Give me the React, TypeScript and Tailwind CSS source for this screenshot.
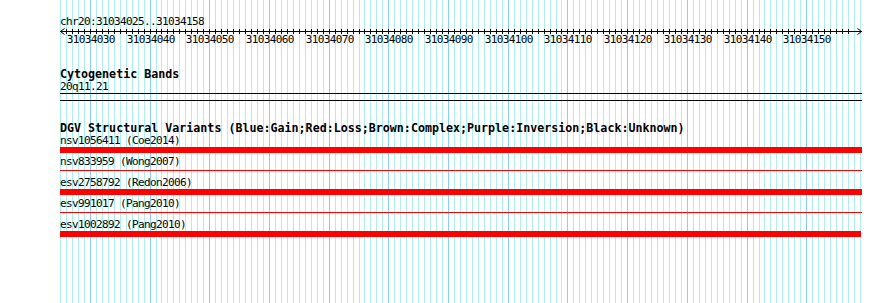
import React from 'react';

const START = 31034025;
const END = 31034158;
const LEFT = 60;
const SPAN = 800;

// pixel column of a base, same mapping the track image uses
const bpToX = (bp: number) => Math.round(LEFT + ((bp - START) * SPAN) / (END - START + 1));

const bases = Array.from({ length: END - START + 2 }, (_, i) => START + i);

const variants = [
  { id: 'nsv1056411', study: 'Coe2014', thick: true, w: 'w-[802px]' },
  { id: 'nsv833959', study: 'Wong2007', thick: false, w: 'w-[802px]' },
  { id: 'esv2758792', study: 'Redon2006', thick: true, w: 'w-[802px]' },
  { id: 'esv991017', study: 'Pang2010', thick: false, w: 'w-[802px]' },
  { id: 'esv1002892', study: 'Pang2010', thick: true, w: 'w-[801px]' }];

const GridLines = () =>
  <svg className="absolute inset-0" width={890} height={303} shapeRendering="crispEdges">
    {bases.map((bp) =>
    <line
      key={bp}
      x1={bpToX(bp) + 0.5}
      x2={bpToX(bp) + 0.5}
      y1={0}
      y2={303}
      stroke={bp % 10 === 0 ? '#87cefa' : '#afeeee'}
      strokeWidth={1} />
    )}
  </svg>;

const Ruler = () =>
  <svg width={890} height={18} className="block">
    <g shapeRendering="crispEdges" stroke="#000">
      <line x1={60} x2={862} y1={3.5} y2={3.5} />
      {bases.slice(1, -2).map((bp) =>
      <line key={bp} x1={bpToX(bp) + 0.5} x2={bpToX(bp) + 0.5} y1={1} y2={6} />
      )}
    </g>
    <polyline points="64.5,0.5 60.5,3.5 64.5,6.5" fill="none" stroke="#000" />
    <polyline points="857.5,0.5 861.5,3.5 857.5,6.5" fill="none" stroke="#000" />
    {bases.filter((bp) => bp % 10 === 0 && bp <= END).map((bp) =>
    <text
      key={bp}
      x={bpToX(bp) + 0.8}
      y={15}
      textAnchor="middle"
      fontFamily="'DejaVu Sans Mono', monospace"
      fontSize={11}
      letterSpacing={-0.62}
      fill="#000">
        {bp}
      </text>
    )}
  </svg>;

export default function App() {
  return (
    <div className="relative w-[890px] h-[303px] overflow-hidden bg-white text-black font-['DejaVu_Sans_Mono',monospace]">
      <GridLines />
      <div className="relative flex flex-col pt-[15px]">
        <div className="pl-[60px] h-[13px] text-[11px] tracking-[-0.62px] leading-[13px] whitespace-pre">
          chr20:31034025..31034158
        </div>
        <Ruler />

        <div className="pl-[60px] mt-[22px] h-[12px] text-[11.67px] leading-[12px] font-bold whitespace-pre">
          Cytogenetic Bands
        </div>
        <div className="pl-[60px] h-[13px] text-[11px] tracking-[-0.62px] leading-[13px] whitespace-pre">20q11.21</div>
        <div className="ml-[60px] w-[802px] h-[8px] border-y border-black" />

        <div className="pl-[60px] mt-[21px] h-[12px] text-[11.67px] leading-[12px] font-bold whitespace-pre">
          DGV Structural Variants (Blue:Gain;Red:Loss;Brown:Complex;Purple:Inversion;Black:Unknown)
        </div>

        {variants.map((v) =>
        <div key={v.id} className="pl-[60px] h-[21px] flex flex-col">
            <div className="h-[13px] text-[11px] tracking-[-0.62px] leading-[13px] whitespace-pre">
              {v.id} ({v.study})
            </div>
            <div className={`h-[6px] ${v.w}`}>
              {v.thick ?
            <div className="h-[6px] bg-[#ff0000]" /> :
            <div className="mt-[2px] h-px bg-[#ff0000]" />
            }
            </div>
          </div>
        )}
      </div>
    </div>);

}
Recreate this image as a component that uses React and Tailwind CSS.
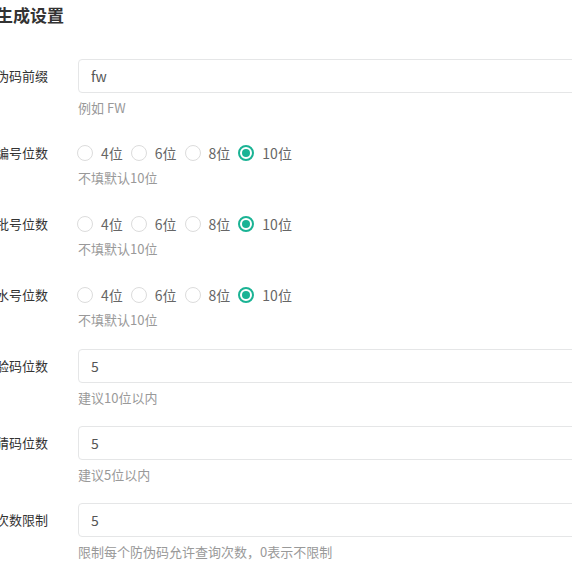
import React from "react";

const font = { fontFamily: '"Noto Sans CJK SC", "Noto Sans", sans-serif' };

function Label({ children }) {
  return (
    <div className="w-[120px] shrink-0 pt-[7px] pr-0 text-right text-[13px] leading-5 text-[#333] whitespace-nowrap">
      {children}
    </div>
  );
}

function Help({ children }) {
  return <div className="mt-[5px] h-5 text-[13px] leading-5 text-[#999] whitespace-nowrap">{children}</div>;
}

function InputRow({ label, value, help }) {
  return (
    <div className="flex gap-[30px] mb-[18px]">
      <Label>{label}</Label>
      <div className="flex-1">
        <div className="h-[34px] w-full rounded-[4px] border border-[#e5e6e7] bg-white px-3 flex items-center text-[14px] text-[#555]">
          {value}
        </div>
        <Help>{help}</Help>
      </div>
    </div>
  );
}

function Radio({ checked, text }) {
  return (
    <div className="flex items-center mr-2">
      {checked ? (
        <span className="w-4 h-4 rounded-full border-2 border-[#1ab394] flex items-center justify-center">
          <span className="w-[8px] h-[8px] rounded-full bg-[#1ab394]" />
        </span>
      ) : (
        <span className="w-4 h-4 rounded-full border border-[#dcdcdc] bg-white" />
      )}
      <span className="ml-2 text-[14px] leading-5 text-[#666]">{text}</span>
    </div>
  );
}

function RadioRow({ label }) {
  return (
    <div className="flex gap-[30px] mb-[18px]">
      <Label>{label}</Label>
      <div className="flex-1 pt-[7px] pb-px">
        <div className="h-5 flex items-center -ml-px">
          <Radio text="4位" />
          <Radio text="6位" />
          <Radio text="8位" />
          <Radio text="10位" checked />
        </div>
        <Help>不填默认10位</Help>
      </div>
    </div>
  );
}

export default function App() {
  return (
    <div className="w-[572px] h-[570px] overflow-hidden bg-white" style={font}>
      <div className="pt-[3px] ml-[-4px] h-[27px] text-[17px] leading-6 font-bold text-[#333] whitespace-nowrap">
        生成设置
      </div>
      <div className="mt-[32px] ml-[-72px] w-[720px]">
        <InputRow label="防伪码前缀" value="fw" help="例如 FW" />
        <RadioRow label="编号位数" />
        <RadioRow label="批号位数" />
        <RadioRow label="流水号位数" />
        <InputRow label="校验码位数" value="5" help="建议10位以内" />
        <InputRow label="防猜码位数" value="5" help="建议5位以内" />
        <InputRow label="查询次数限制" value="5" help="限制每个防伪码允许查询次数，0表示不限制" />
      </div>
    </div>
  );
}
---
> _WHAT TO PRODUCE_
In the copy, include no pictures; restate the listing above exactly.

> _RESULT OF THE EXERCISE_
Give me the React, TypeScript and Tailwind CSS source for this screenshot.
import React from 'react';

const START = 31034025;
const END = 31034158;
const LEFT = 60;
const SPAN = 800;

// pixel column of a base, same mapping the track image uses
const bpToX = (bp: number) => Math.round(LEFT + ((bp - START) * SPAN) / (END - START + 1));

const bases = Array.from({ length: END - START + 2 }, (_, i) => START + i);

const variants = [
  { id: 'nsv1056411', study: 'Coe2014', thick: true, w: 'w-[802px]' },
  { id: 'nsv833959', study: 'Wong2007', thick: false, w: 'w-[802px]' },
  { id: 'esv2758792', study: 'Redon2006', thick: true, w: 'w-[802px]' },
  { id: 'esv991017', study: 'Pang2010', thick: false, w: 'w-[802px]' },
  { id: 'esv1002892', study: 'Pang2010', thick: true, w: 'w-[801px]' }];

const GridLines = () =>
  <svg className="absolute inset-0" width={890} height={303} shapeRendering="crispEdges">
    {bases.map((bp) =>
    <line
      key={bp}
      x1={bpToX(bp) + 0.5}
      x2={bpToX(bp) + 0.5}
      y1={0}
      y2={303}
      stroke={bp % 10 === 0 ? '#87cefa' : '#afeeee'}
      strokeWidth={1} />
    )}
  </svg>;

const Ruler = () =>
  <svg width={890} height={18} className="block">
    <g shapeRendering="crispEdges" stroke="#000">
      <line x1={60} x2={862} y1={3.5} y2={3.5} />
      {bases.slice(1, -2).map((bp) =>
      <line key={bp} x1={bpToX(bp) + 0.5} x2={bpToX(bp) + 0.5} y1={1} y2={6} />
      )}
    </g>
    <polyline points="64.5,0.5 60.5,3.5 64.5,6.5" fill="none" stroke="#000" />
    <polyline points="857.5,0.5 861.5,3.5 857.5,6.5" fill="none" stroke="#000" />
    {bases.filter((bp) => bp % 10 === 0 && bp <= END).map((bp) =>
    <text
      key={bp}
      x={bpToX(bp) + 0.8}
      y={15}
      textAnchor="middle"
      fontFamily="'DejaVu Sans Mono', monospace"
      fontSize={11}
      letterSpacing={-0.62}
      fill="#000">
        {bp}
      </text>
    )}
  </svg>;

export default function App() {
  return (
    <div className="relative w-[890px] h-[303px] overflow-hidden bg-white text-black font-['DejaVu_Sans_Mono',monospace]">
      <GridLines />
      <div className="relative flex flex-col pt-[15px]">
        <div className="pl-[60px] h-[13px] text-[11px] tracking-[-0.62px] leading-[13px] whitespace-pre">
          chr20:31034025..31034158
        </div>
        <Ruler />

        <div className="pl-[60px] mt-[22px] h-[12px] text-[11.67px] leading-[12px] font-bold whitespace-pre">
          Cytogenetic Bands
        </div>
        <div className="pl-[60px] h-[13px] text-[11px] tracking-[-0.62px] leading-[13px] whitespace-pre">20q11.21</div>
        <div className="ml-[60px] w-[802px] h-[8px] border-y border-black" />

        <div className="pl-[60px] mt-[21px] h-[12px] text-[11.67px] leading-[12px] font-bold whitespace-pre">
          DGV Structural Variants (Blue:Gain;Red:Loss;Brown:Complex;Purple:Inversion;Black:Unknown)
        </div>

        {variants.map((v) =>
        <div key={v.id} className="pl-[60px] h-[21px] flex flex-col">
            <div className="h-[13px] text-[11px] tracking-[-0.62px] leading-[13px] whitespace-pre">
              {v.id} ({v.study})
            </div>
            <div className={`h-[6px] ${v.w}`}>
              {v.thick ?
            <div className="h-[6px] bg-[#ff0000]" /> :
            <div className="mt-[2px] h-px bg-[#ff0000]" />
            }
            </div>
          </div>
        )}
      </div>
    </div>);

}
Recreate this image as a component that uses React and Tailwind CSS.
import React from "react";

const font = { fontFamily: '"Noto Sans CJK SC", "Noto Sans", sans-serif' };

function Label({ children }) {
  return (
    <div className="w-[120px] shrink-0 pt-[7px] pr-0 text-right text-[13px] leading-5 text-[#333] whitespace-nowrap">
      {children}
    </div>
  );
}

function Help({ children }) {
  return <div className="mt-[5px] h-5 text-[13px] leading-5 text-[#999] whitespace-nowrap">{children}</div>;
}

function InputRow({ label, value, help }) {
  return (
    <div className="flex gap-[30px] mb-[18px]">
      <Label>{label}</Label>
      <div className="flex-1">
        <div className="h-[34px] w-full rounded-[4px] border border-[#e5e6e7] bg-white px-3 flex items-center text-[14px] text-[#555]">
          {value}
        </div>
        <Help>{help}</Help>
      </div>
    </div>
  );
}

function Radio({ checked, text }) {
  return (
    <div className="flex items-center mr-2">
      {checked ? (
        <span className="w-4 h-4 rounded-full border-2 border-[#1ab394] flex items-center justify-center">
          <span className="w-[8px] h-[8px] rounded-full bg-[#1ab394]" />
        </span>
      ) : (
        <span className="w-4 h-4 rounded-full border border-[#dcdcdc] bg-white" />
      )}
      <span className="ml-2 text-[14px] leading-5 text-[#666]">{text}</span>
    </div>
  );
}

function RadioRow({ label }) {
  return (
    <div className="flex gap-[30px] mb-[18px]">
      <Label>{label}</Label>
      <div className="flex-1 pt-[7px] pb-px">
        <div className="h-5 flex items-center -ml-px">
          <Radio text="4位" />
          <Radio text="6位" />
          <Radio text="8位" />
          <Radio text="10位" checked />
        </div>
        <Help>不填默认10位</Help>
      </div>
    </div>
  );
}

export default function App() {
  return (
    <div className="w-[572px] h-[570px] overflow-hidden bg-white" style={font}>
      <div className="pt-[3px] ml-[-4px] h-[27px] text-[17px] leading-6 font-bold text-[#333] whitespace-nowrap">
        生成设置
      </div>
      <div className="mt-[32px] ml-[-72px] w-[720px]">
        <InputRow label="防伪码前缀" value="fw" help="例如 FW" />
        <RadioRow label="编号位数" />
        <RadioRow label="批号位数" />
        <RadioRow label="流水号位数" />
        <InputRow label="校验码位数" value="5" help="建议10位以内" />
        <InputRow label="防猜码位数" value="5" help="建议5位以内" />
        <InputRow label="查询次数限制" value="5" help="限制每个防伪码允许查询次数，0表示不限制" />
      </div>
    </div>
  );
}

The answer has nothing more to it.